# Start of DATA EXTRACT
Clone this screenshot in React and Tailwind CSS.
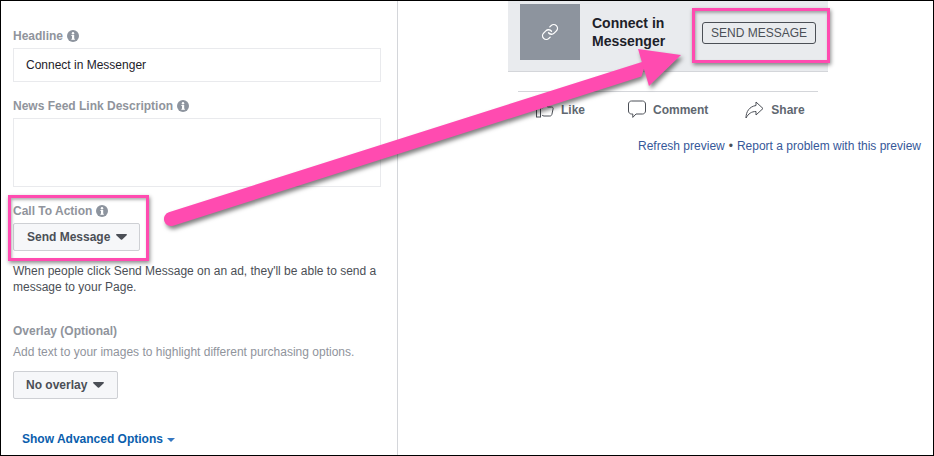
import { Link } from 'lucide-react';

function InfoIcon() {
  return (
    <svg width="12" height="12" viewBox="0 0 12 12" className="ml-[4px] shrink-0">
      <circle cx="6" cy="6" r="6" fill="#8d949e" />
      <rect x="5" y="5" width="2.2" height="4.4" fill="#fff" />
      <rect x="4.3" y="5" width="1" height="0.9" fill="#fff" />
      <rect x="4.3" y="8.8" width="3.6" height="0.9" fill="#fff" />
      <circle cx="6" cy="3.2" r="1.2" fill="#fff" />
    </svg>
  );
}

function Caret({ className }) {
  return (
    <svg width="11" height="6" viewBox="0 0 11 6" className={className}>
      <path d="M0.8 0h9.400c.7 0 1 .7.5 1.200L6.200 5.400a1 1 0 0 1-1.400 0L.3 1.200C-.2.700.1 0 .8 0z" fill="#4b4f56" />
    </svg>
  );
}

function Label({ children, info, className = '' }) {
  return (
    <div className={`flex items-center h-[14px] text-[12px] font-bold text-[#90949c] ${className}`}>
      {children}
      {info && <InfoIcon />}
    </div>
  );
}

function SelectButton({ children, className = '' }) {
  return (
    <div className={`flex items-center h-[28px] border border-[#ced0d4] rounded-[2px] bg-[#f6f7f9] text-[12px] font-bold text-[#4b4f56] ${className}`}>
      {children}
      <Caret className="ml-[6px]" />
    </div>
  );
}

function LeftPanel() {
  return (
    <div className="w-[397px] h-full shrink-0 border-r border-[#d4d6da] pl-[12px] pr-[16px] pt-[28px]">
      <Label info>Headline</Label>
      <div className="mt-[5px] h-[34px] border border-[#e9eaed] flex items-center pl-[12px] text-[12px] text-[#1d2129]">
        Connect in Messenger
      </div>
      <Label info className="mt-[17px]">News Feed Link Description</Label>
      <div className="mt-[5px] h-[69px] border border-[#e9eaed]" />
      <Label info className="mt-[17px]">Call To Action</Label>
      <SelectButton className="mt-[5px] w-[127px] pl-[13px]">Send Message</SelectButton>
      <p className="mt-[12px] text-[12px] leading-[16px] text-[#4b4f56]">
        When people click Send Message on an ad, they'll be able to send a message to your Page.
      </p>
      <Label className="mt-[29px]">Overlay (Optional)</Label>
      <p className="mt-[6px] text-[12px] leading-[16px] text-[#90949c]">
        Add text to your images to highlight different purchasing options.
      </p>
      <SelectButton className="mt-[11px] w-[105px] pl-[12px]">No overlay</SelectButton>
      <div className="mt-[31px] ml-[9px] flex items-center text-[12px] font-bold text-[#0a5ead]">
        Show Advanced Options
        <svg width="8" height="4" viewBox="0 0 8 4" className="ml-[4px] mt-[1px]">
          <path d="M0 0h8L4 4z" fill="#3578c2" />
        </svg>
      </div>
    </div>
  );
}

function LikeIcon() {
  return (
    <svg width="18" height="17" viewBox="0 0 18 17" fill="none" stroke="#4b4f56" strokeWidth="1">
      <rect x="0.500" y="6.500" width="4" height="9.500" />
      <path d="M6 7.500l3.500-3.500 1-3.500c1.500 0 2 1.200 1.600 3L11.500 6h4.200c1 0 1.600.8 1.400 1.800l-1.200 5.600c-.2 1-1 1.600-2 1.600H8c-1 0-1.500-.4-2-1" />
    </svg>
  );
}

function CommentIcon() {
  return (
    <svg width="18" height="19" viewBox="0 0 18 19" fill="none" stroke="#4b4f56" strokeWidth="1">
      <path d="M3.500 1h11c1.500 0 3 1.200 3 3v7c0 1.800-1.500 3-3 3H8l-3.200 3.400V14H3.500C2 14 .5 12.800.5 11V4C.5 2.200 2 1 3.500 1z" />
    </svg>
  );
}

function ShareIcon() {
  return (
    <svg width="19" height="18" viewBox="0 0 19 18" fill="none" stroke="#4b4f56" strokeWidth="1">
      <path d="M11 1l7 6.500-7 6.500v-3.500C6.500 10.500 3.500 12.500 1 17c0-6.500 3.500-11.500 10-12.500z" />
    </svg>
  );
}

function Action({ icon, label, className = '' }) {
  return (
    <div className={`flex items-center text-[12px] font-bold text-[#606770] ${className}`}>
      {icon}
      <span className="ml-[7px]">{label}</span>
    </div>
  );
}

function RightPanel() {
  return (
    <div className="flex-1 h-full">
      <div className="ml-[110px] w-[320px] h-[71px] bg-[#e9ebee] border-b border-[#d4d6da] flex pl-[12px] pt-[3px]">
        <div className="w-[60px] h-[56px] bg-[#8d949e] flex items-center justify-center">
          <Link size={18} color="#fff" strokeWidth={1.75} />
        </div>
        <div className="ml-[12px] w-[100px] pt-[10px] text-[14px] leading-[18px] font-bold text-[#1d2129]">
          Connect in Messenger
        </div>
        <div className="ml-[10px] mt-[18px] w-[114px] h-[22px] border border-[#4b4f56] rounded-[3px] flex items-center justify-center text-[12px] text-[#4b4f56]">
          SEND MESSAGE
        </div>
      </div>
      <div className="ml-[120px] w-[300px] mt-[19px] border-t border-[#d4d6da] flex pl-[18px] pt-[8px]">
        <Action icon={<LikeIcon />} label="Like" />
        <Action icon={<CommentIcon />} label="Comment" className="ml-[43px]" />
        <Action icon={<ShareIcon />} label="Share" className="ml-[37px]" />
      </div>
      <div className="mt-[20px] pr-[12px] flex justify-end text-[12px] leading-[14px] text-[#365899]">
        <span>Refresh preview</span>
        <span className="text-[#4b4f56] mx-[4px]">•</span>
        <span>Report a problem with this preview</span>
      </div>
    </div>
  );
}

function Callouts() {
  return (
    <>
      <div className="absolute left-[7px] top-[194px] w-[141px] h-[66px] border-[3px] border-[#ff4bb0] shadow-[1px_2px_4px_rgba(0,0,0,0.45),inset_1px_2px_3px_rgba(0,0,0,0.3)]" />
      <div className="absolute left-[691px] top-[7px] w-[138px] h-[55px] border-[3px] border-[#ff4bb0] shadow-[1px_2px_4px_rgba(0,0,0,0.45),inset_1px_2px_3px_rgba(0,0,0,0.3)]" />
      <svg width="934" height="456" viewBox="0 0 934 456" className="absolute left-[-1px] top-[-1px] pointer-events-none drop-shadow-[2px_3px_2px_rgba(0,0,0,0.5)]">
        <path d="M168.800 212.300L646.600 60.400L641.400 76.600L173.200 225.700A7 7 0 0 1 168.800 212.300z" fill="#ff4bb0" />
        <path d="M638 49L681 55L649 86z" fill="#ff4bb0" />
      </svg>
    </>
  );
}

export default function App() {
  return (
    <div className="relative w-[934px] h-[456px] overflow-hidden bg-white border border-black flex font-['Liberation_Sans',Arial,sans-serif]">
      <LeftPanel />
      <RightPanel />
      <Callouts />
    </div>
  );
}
# End of DATA EXTRACT
- _WHAT IS BEING ASKED_
Write out the material above once more, exactly as it reads, with no pictures.

- _RESULT BELOW_
Clone this screenshot in React and Tailwind CSS.
import { Link } from 'lucide-react';

function InfoIcon() {
  return (
    <svg width="12" height="12" viewBox="0 0 12 12" className="ml-[4px] shrink-0">
      <circle cx="6" cy="6" r="6" fill="#8d949e" />
      <rect x="5" y="5" width="2.2" height="4.4" fill="#fff" />
      <rect x="4.3" y="5" width="1" height="0.9" fill="#fff" />
      <rect x="4.3" y="8.8" width="3.6" height="0.9" fill="#fff" />
      <circle cx="6" cy="3.2" r="1.2" fill="#fff" />
    </svg>
  );
}

function Caret({ className }) {
  return (
    <svg width="11" height="6" viewBox="0 0 11 6" className={className}>
      <path d="M0.8 0h9.400c.7 0 1 .7.5 1.200L6.200 5.400a1 1 0 0 1-1.400 0L.3 1.200C-.2.700.1 0 .8 0z" fill="#4b4f56" />
    </svg>
  );
}

function Label({ children, info, className = '' }) {
  return (
    <div className={`flex items-center h-[14px] text-[12px] font-bold text-[#90949c] ${className}`}>
      {children}
      {info && <InfoIcon />}
    </div>
  );
}

function SelectButton({ children, className = '' }) {
  return (
    <div className={`flex items-center h-[28px] border border-[#ced0d4] rounded-[2px] bg-[#f6f7f9] text-[12px] font-bold text-[#4b4f56] ${className}`}>
      {children}
      <Caret className="ml-[6px]" />
    </div>
  );
}

function LeftPanel() {
  return (
    <div className="w-[397px] h-full shrink-0 border-r border-[#d4d6da] pl-[12px] pr-[16px] pt-[28px]">
      <Label info>Headline</Label>
      <div className="mt-[5px] h-[34px] border border-[#e9eaed] flex items-center pl-[12px] text-[12px] text-[#1d2129]">
        Connect in Messenger
      </div>
      <Label info className="mt-[17px]">News Feed Link Description</Label>
      <div className="mt-[5px] h-[69px] border border-[#e9eaed]" />
      <Label info className="mt-[17px]">Call To Action</Label>
      <SelectButton className="mt-[5px] w-[127px] pl-[13px]">Send Message</SelectButton>
      <p className="mt-[12px] text-[12px] leading-[16px] text-[#4b4f56]">
        When people click Send Message on an ad, they'll be able to send a message to your Page.
      </p>
      <Label className="mt-[29px]">Overlay (Optional)</Label>
      <p className="mt-[6px] text-[12px] leading-[16px] text-[#90949c]">
        Add text to your images to highlight different purchasing options.
      </p>
      <SelectButton className="mt-[11px] w-[105px] pl-[12px]">No overlay</SelectButton>
      <div className="mt-[31px] ml-[9px] flex items-center text-[12px] font-bold text-[#0a5ead]">
        Show Advanced Options
        <svg width="8" height="4" viewBox="0 0 8 4" className="ml-[4px] mt-[1px]">
          <path d="M0 0h8L4 4z" fill="#3578c2" />
        </svg>
      </div>
    </div>
  );
}

function LikeIcon() {
  return (
    <svg width="18" height="17" viewBox="0 0 18 17" fill="none" stroke="#4b4f56" strokeWidth="1">
      <rect x="0.500" y="6.500" width="4" height="9.500" />
      <path d="M6 7.500l3.500-3.500 1-3.500c1.500 0 2 1.200 1.600 3L11.500 6h4.200c1 0 1.600.8 1.400 1.800l-1.200 5.600c-.2 1-1 1.600-2 1.600H8c-1 0-1.500-.4-2-1" />
    </svg>
  );
}

function CommentIcon() {
  return (
    <svg width="18" height="19" viewBox="0 0 18 19" fill="none" stroke="#4b4f56" strokeWidth="1">
      <path d="M3.500 1h11c1.500 0 3 1.200 3 3v7c0 1.800-1.500 3-3 3H8l-3.200 3.400V14H3.500C2 14 .5 12.800.5 11V4C.5 2.200 2 1 3.500 1z" />
    </svg>
  );
}

function ShareIcon() {
  return (
    <svg width="19" height="18" viewBox="0 0 19 18" fill="none" stroke="#4b4f56" strokeWidth="1">
      <path d="M11 1l7 6.500-7 6.500v-3.500C6.500 10.500 3.500 12.500 1 17c0-6.500 3.500-11.500 10-12.500z" />
    </svg>
  );
}

function Action({ icon, label, className = '' }) {
  return (
    <div className={`flex items-center text-[12px] font-bold text-[#606770] ${className}`}>
      {icon}
      <span className="ml-[7px]">{label}</span>
    </div>
  );
}

function RightPanel() {
  return (
    <div className="flex-1 h-full">
      <div className="ml-[110px] w-[320px] h-[71px] bg-[#e9ebee] border-b border-[#d4d6da] flex pl-[12px] pt-[3px]">
        <div className="w-[60px] h-[56px] bg-[#8d949e] flex items-center justify-center">
          <Link size={18} color="#fff" strokeWidth={1.75} />
        </div>
        <div className="ml-[12px] w-[100px] pt-[10px] text-[14px] leading-[18px] font-bold text-[#1d2129]">
          Connect in Messenger
        </div>
        <div className="ml-[10px] mt-[18px] w-[114px] h-[22px] border border-[#4b4f56] rounded-[3px] flex items-center justify-center text-[12px] text-[#4b4f56]">
          SEND MESSAGE
        </div>
      </div>
      <div className="ml-[120px] w-[300px] mt-[19px] border-t border-[#d4d6da] flex pl-[18px] pt-[8px]">
        <Action icon={<LikeIcon />} label="Like" />
        <Action icon={<CommentIcon />} label="Comment" className="ml-[43px]" />
        <Action icon={<ShareIcon />} label="Share" className="ml-[37px]" />
      </div>
      <div className="mt-[20px] pr-[12px] flex justify-end text-[12px] leading-[14px] text-[#365899]">
        <span>Refresh preview</span>
        <span className="text-[#4b4f56] mx-[4px]">•</span>
        <span>Report a problem with this preview</span>
      </div>
    </div>
  );
}

function Callouts() {
  return (
    <>
      <div className="absolute left-[7px] top-[194px] w-[141px] h-[66px] border-[3px] border-[#ff4bb0] shadow-[1px_2px_4px_rgba(0,0,0,0.45),inset_1px_2px_3px_rgba(0,0,0,0.3)]" />
      <div className="absolute left-[691px] top-[7px] w-[138px] h-[55px] border-[3px] border-[#ff4bb0] shadow-[1px_2px_4px_rgba(0,0,0,0.45),inset_1px_2px_3px_rgba(0,0,0,0.3)]" />
      <svg width="934" height="456" viewBox="0 0 934 456" className="absolute left-[-1px] top-[-1px] pointer-events-none drop-shadow-[2px_3px_2px_rgba(0,0,0,0.5)]">
        <path d="M168.800 212.300L646.600 60.400L641.400 76.600L173.200 225.700A7 7 0 0 1 168.800 212.300z" fill="#ff4bb0" />
        <path d="M638 49L681 55L649 86z" fill="#ff4bb0" />
      </svg>
    </>
  );
}

export default function App() {
  return (
    <div className="relative w-[934px] h-[456px] overflow-hidden bg-white border border-black flex font-['Liberation_Sans',Arial,sans-serif]">
      <LeftPanel />
      <RightPanel />
      <Callouts />
    </div>
  );
}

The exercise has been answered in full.